Once they were done the slaughter, the spies brought out Rahab and her kin, and what did she think when she beheld the devastation of her city and the butchered bodies of her friends and neighbours? And if that wasn’t enough, the Israelites then burned down her city and everything in it – except for the gold and silver. That went into the “treasury of the Lord.” What’s the Lord going to do with it? God doesn’t need money. Divine credit is good. And who manages this treasury of the Lord? I’m betting it’s not an archangel.

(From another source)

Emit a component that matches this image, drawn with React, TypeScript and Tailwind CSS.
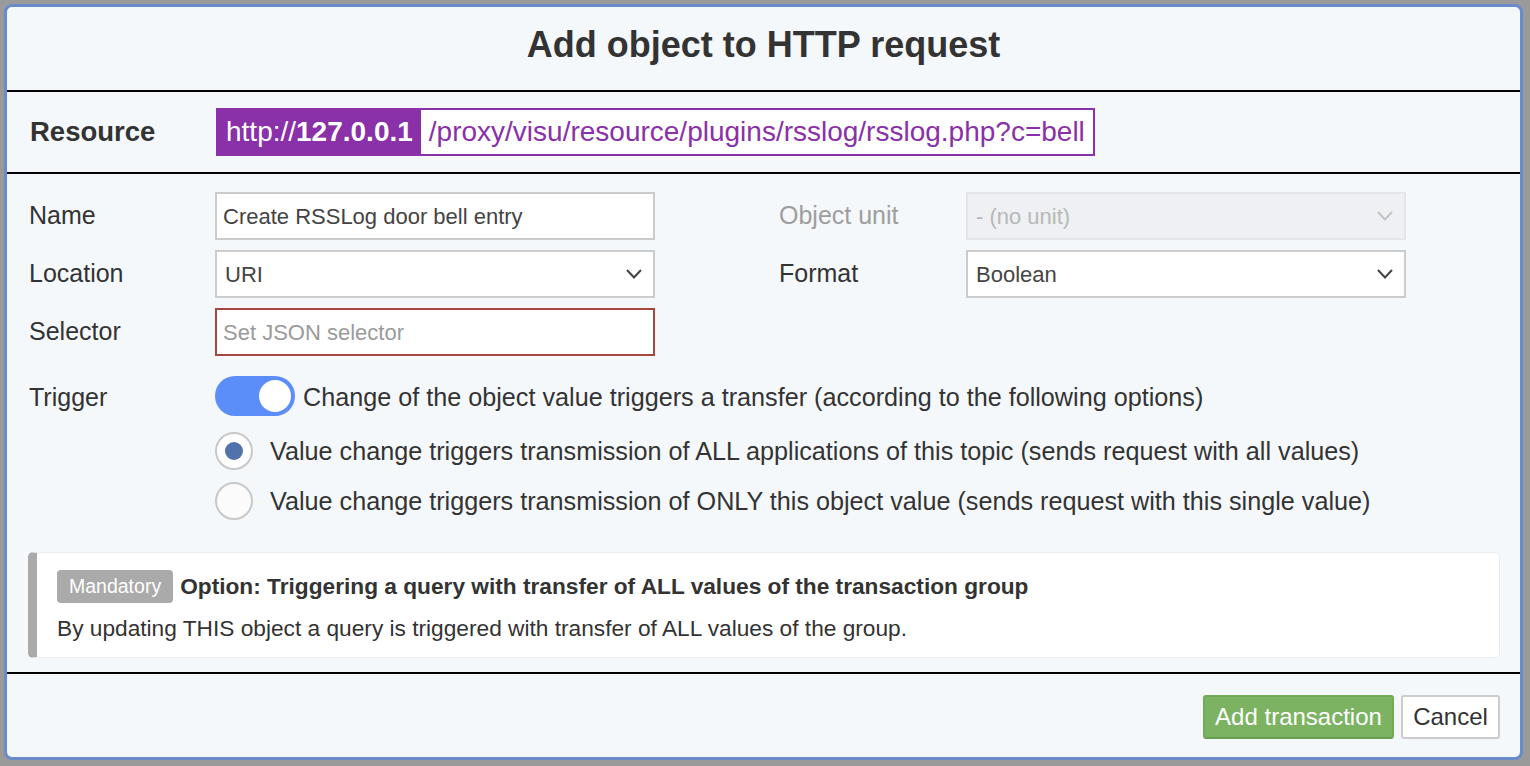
import React from "react";

const font = { fontFamily: '"Liberation Sans", Arial, sans-serif' };

function Chevron({ color = "#444" }: { color?: string }) {
  return (
    <svg width="18" height="12" viewBox="0 0 18 12" className="shrink-0">
      <polyline points="2,2 9,9.5 16,2" fill="none" stroke={color} strokeWidth="2" />
    </svg>
  );
}

export default function App() {
  return (
    <div className="w-[1530px] h-[766px] bg-[#9a9a9a] pt-[4px] pl-[4px] overflow-hidden text-[#333]" style={font}>
      <div className="w-[1519px] h-[756px] border-[3px] border-[#6a8bc9] rounded-[8px] bg-[#f5f8fb] flex flex-col overflow-hidden">
        {/* Header */}
        <div className="h-[85px] flex items-center justify-center pb-[7px] border-b-2 border-black shrink-0">
          <h1 className="text-[36px] font-bold leading-none text-[#333]">Add object to HTTP request</h1>
        </div>
        {/* Resource */}
        <div className="h-[82px] flex items-center pl-[23px] border-b-2 border-black shrink-0">
          <div className="w-[186px] text-[27.5px] font-bold">Resource</div>
          <div className="h-[48px] flex items-stretch border-2 border-[#8a30a8] bg-white">
            <div className="bg-[#8a30a8] text-white text-[28px] flex items-center pl-[8px] pr-[8px] leading-none">
              http://<span className="font-bold">127.0.0.1</span>
            </div>
            <div className="text-[#8a30a8] text-[28px] flex items-center pl-[8px] pr-[8px] leading-none">
              /proxy/visu/resource/plugins/rsslog/rsslog.php?c=bell
            </div>
          </div>
        </div>
        {/* Body */}
        <div className="h-[498px] pt-[18px] shrink-0">
          <div className="pl-[22px] flex flex-col gap-[10px]">
            <div className="flex items-center h-[48px]">
              <div className="w-[186px] text-[25px]">Name</div>
              <div className="w-[440px] h-[48px] border-2 border-[#cccccc] bg-white flex items-center px-[6px] text-[22px] text-[#444]">
                Create RSSLog door bell entry
              </div>
              <div className="w-[124px]" />
              <div className="w-[187px] text-[25px] text-[#9e9e9e]">Object unit</div>
              <div className="w-[440px] h-[48px] border-2 border-[#e3e5e8] bg-[#eef0f3] flex items-center justify-between pl-[8px] pr-[10px] text-[22px] text-[#b8b8b8]">
                <span>- (no unit)</span>
                <Chevron color="#c4c4c4" />
              </div>
            </div>
            <div className="flex items-center h-[48px]">
              <div className="w-[186px] text-[25px]">Location</div>
              <div className="w-[440px] h-[48px] border-2 border-[#cccccc] bg-white flex items-center justify-between pl-[8px] pr-[10px] text-[22px] text-[#444]">
                <span>URI</span>
                <Chevron />
              </div>
              <div className="w-[124px]" />
              <div className="w-[187px] text-[25px]">Format</div>
              <div className="w-[440px] h-[48px] border-2 border-[#cccccc] bg-white flex items-center justify-between pl-[8px] pr-[10px] text-[22px] text-[#444]">
                <span>Boolean</span>
                <Chevron />
              </div>
            </div>
            <div className="flex items-center h-[48px]">
              <div className="w-[186px] text-[25px]">Selector</div>
              <div className="w-[440px] h-[48px] border-2 border-[#a4473f] bg-white flex items-center px-[6px] text-[22px] text-[#9a9a9a]">
                Set JSON selector
              </div>
            </div>
          </div>
          <div className="pl-[22px] mt-[20px] flex items-center h-[40px]">
            <div className="w-[186px] text-[25px] pt-[3px]">Trigger</div>
            <div className="w-[80px] h-[40px] rounded-full bg-[#5b8ef8] flex items-center justify-end pr-[4px] shrink-0">
              <div className="w-[32px] h-[32px] rounded-full bg-white" />
            </div>
            <div className="ml-[8px] text-[25.2px] pt-[3px]">Change of the object value triggers a transfer (according to the following options)</div>
          </div>
          <div className="pl-[208px] mt-[10px] flex flex-col">
            <div className="h-[50px] flex items-center">
              <div className="w-[38px] h-[38px] rounded-full border-2 border-[#c8c8c8] bg-white flex items-center justify-center shrink-0">
                <div className="w-[18px] h-[18px] rounded-full bg-[#5072ad]" />
              </div>
              <div className="ml-[17px] text-[25.2px] pt-[2px]">Value change triggers transmission of ALL applications of this topic (sends request with all values)</div>
            </div>
            <div className="h-[50px] flex items-center">
              <div className="w-[38px] h-[38px] rounded-full border-2 border-[#c8c8c8] bg-[#fbfbfb] shrink-0" />
              <div className="ml-[17px] text-[25.2px] pt-[2px]">Value change triggers transmission of ONLY this object value (sends request with this single value)</div>
            </div>
          </div>
          <div className="ml-[21px] mt-[26px] w-[1472px] h-[106px] bg-white border border-[#ececec] border-l-[9px] border-l-[#aaaaaa] rounded-[5px] pl-[20px] pt-[17px]">
            <div className="flex items-center h-[33px]">
              <span className="h-[33px] px-[12px] rounded-[4px] bg-[#aaaaaa] text-white text-[19.5px] flex items-center">Mandatory</span>
              <span className="ml-[7px] text-[22.7px] font-bold">Option: Triggering a query with transfer of ALL values of the transaction group</span>
            </div>
            <div className="mt-[12px] text-[22.7px] leading-[26px]">By updating THIS object a query is triggered with transfer of ALL values of the group.</div>
          </div>
        </div>
        {/* Footer */}
        <div className="flex-1 border-t-2 border-black flex items-start justify-end pr-[20px] pt-[21px] gap-[7px]">
          <button className="h-[44px] w-[191px] bg-[#7cb362] border-2 border-[#73aa58] border-b-[#6a9f52] rounded-[3px] text-white text-[24px] flex items-center justify-center">
            Add transaction
          </button>
          <button className="h-[44px] w-[99px] bg-white border-2 border-[#cccccc] rounded-[3px] text-[#333] text-[24px] flex items-center justify-center">
            Cancel
          </button>
        </div>
      </div>
    </div>
  );
}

Scripture says that Rahab and her family lived among the Israelites from then on. Did she convert? Don’t know. A far more interesting question I think is, did she give up the business? We might like to think she did, but again I have doubts. Her life after the massacre of her people would not have been easy, living among the killers of her race. She would have been a constant and shameful reminder to the Israelites of why they were not able to carry out a complete ethnic cleanse – because a couple of their guys listened to their glands and “laid down” at her brothel, where they had no business being, and ended up needing her help to escape. So they had to let her live, and live with them. If she opened up a bakery or something, I don’t think she’d get a lot of customers. I don’t know what she had to do to survive, but it couldn’t have been easy.

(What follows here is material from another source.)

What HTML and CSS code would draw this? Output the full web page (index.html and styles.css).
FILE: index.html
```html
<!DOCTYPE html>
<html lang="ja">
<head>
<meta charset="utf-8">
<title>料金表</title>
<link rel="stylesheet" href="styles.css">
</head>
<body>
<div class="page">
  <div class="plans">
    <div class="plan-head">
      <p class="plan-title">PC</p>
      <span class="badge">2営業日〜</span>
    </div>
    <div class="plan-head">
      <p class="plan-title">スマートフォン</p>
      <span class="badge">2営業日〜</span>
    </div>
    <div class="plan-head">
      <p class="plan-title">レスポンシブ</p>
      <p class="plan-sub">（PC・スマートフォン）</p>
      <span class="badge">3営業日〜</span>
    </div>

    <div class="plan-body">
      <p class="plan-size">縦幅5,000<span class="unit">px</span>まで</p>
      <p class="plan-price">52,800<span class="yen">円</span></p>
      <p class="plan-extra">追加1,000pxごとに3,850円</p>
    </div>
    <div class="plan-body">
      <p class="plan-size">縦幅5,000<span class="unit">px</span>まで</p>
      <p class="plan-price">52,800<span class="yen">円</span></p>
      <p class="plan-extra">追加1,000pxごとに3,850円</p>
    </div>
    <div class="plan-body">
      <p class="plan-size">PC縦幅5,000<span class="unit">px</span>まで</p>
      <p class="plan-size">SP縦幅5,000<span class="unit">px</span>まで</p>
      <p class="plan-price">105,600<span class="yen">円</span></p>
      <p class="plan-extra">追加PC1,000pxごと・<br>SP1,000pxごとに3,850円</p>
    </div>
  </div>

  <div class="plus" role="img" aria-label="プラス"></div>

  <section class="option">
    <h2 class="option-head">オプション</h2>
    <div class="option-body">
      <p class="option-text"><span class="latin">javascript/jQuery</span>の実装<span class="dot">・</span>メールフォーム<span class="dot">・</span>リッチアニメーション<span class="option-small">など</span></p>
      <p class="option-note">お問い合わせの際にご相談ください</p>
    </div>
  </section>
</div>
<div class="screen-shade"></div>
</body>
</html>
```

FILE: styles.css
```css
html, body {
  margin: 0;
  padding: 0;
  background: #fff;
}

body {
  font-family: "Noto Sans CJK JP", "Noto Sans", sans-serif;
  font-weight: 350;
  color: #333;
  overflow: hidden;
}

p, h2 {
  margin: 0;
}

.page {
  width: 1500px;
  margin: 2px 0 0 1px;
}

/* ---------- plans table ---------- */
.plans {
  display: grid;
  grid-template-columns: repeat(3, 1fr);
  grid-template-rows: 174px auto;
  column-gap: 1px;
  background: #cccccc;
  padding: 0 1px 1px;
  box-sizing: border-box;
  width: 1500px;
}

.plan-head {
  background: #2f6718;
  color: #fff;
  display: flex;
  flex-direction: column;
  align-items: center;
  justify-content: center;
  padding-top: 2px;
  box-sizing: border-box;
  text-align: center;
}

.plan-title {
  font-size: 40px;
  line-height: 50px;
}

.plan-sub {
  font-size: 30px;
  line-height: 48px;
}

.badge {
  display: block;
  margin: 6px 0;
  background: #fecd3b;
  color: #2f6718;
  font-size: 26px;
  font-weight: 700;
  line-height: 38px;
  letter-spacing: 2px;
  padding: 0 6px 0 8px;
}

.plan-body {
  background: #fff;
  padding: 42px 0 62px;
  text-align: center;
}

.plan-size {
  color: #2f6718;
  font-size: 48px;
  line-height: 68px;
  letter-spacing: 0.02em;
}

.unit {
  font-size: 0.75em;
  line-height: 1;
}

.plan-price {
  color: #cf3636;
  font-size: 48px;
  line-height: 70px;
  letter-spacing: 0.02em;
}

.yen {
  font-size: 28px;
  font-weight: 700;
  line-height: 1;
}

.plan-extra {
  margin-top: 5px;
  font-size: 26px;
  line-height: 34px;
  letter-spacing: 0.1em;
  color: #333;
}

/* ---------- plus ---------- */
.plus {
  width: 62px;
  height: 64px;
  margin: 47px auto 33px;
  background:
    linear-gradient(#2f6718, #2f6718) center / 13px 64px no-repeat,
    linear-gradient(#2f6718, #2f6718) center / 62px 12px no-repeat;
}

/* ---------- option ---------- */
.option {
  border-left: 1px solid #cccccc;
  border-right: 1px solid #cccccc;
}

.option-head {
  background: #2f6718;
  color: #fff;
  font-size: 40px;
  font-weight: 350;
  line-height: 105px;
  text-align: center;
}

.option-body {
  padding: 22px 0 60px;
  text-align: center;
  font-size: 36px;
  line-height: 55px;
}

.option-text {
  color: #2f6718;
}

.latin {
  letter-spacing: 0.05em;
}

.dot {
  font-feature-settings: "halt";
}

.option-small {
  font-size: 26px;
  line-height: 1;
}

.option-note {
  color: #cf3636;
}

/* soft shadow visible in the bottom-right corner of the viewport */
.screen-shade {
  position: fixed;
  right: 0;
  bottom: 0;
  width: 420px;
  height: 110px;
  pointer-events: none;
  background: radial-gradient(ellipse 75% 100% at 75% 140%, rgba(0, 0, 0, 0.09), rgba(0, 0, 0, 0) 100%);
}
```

One of the commentators suggested that perhaps she married one of the Hebrew spies. Give me a break! She was a prostitute. She wasn’t stupid.

The next we hear of Rahab (and I just love this!) is in the genealogy of Jesus. Yep, the second woman named as an illustrious ancestor of the most holy Son of God is Rahab, the prostitute. You just can’t make this stuff up! It’s too wonderful! She is the great-great-grandmother of King David. How did that happen?! And just what is her name doing in Christ’s bloodline? After all, we have a name for people who do the kinds of things she did. We have a name for people like her – we call them saviours!

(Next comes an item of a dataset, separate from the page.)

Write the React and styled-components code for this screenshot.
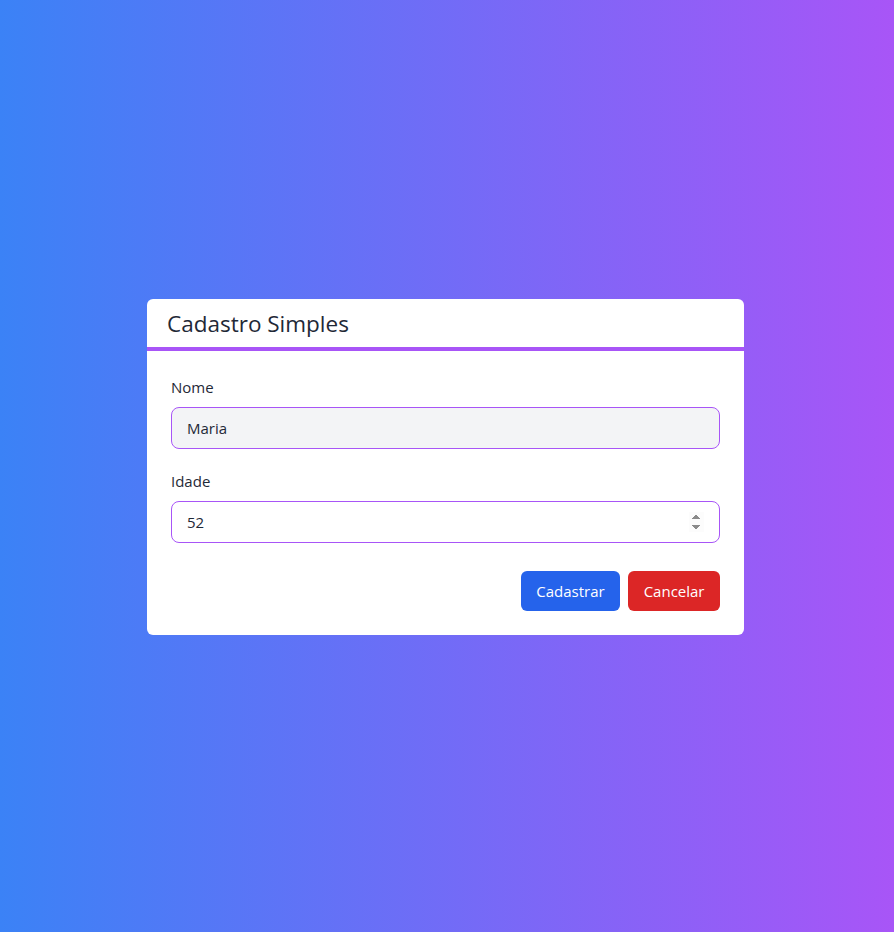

When Rahab saved the lives of the two Hebrew spies, she did so at the risk of her own. If she had been discovered, she would have been executed as a traitor. Then she interceded for and won the lives of her family. People who put the lives of others ahead of their own, who would give everything and anything that others might have life, and life in abundance, even eternal life, they are saviours. At the end of the Second World War, some of the Jews who were saved by Oskar Schindler, gave him a gold ring with the inscription “Whoever saves a single life, saves the world entire.” Rahab saved the world. And that’s what she’s doing on that list, the genealogy of Jesus Christ, Son of God, and descendant of Rahab the prostitute, Rahab, the saviour.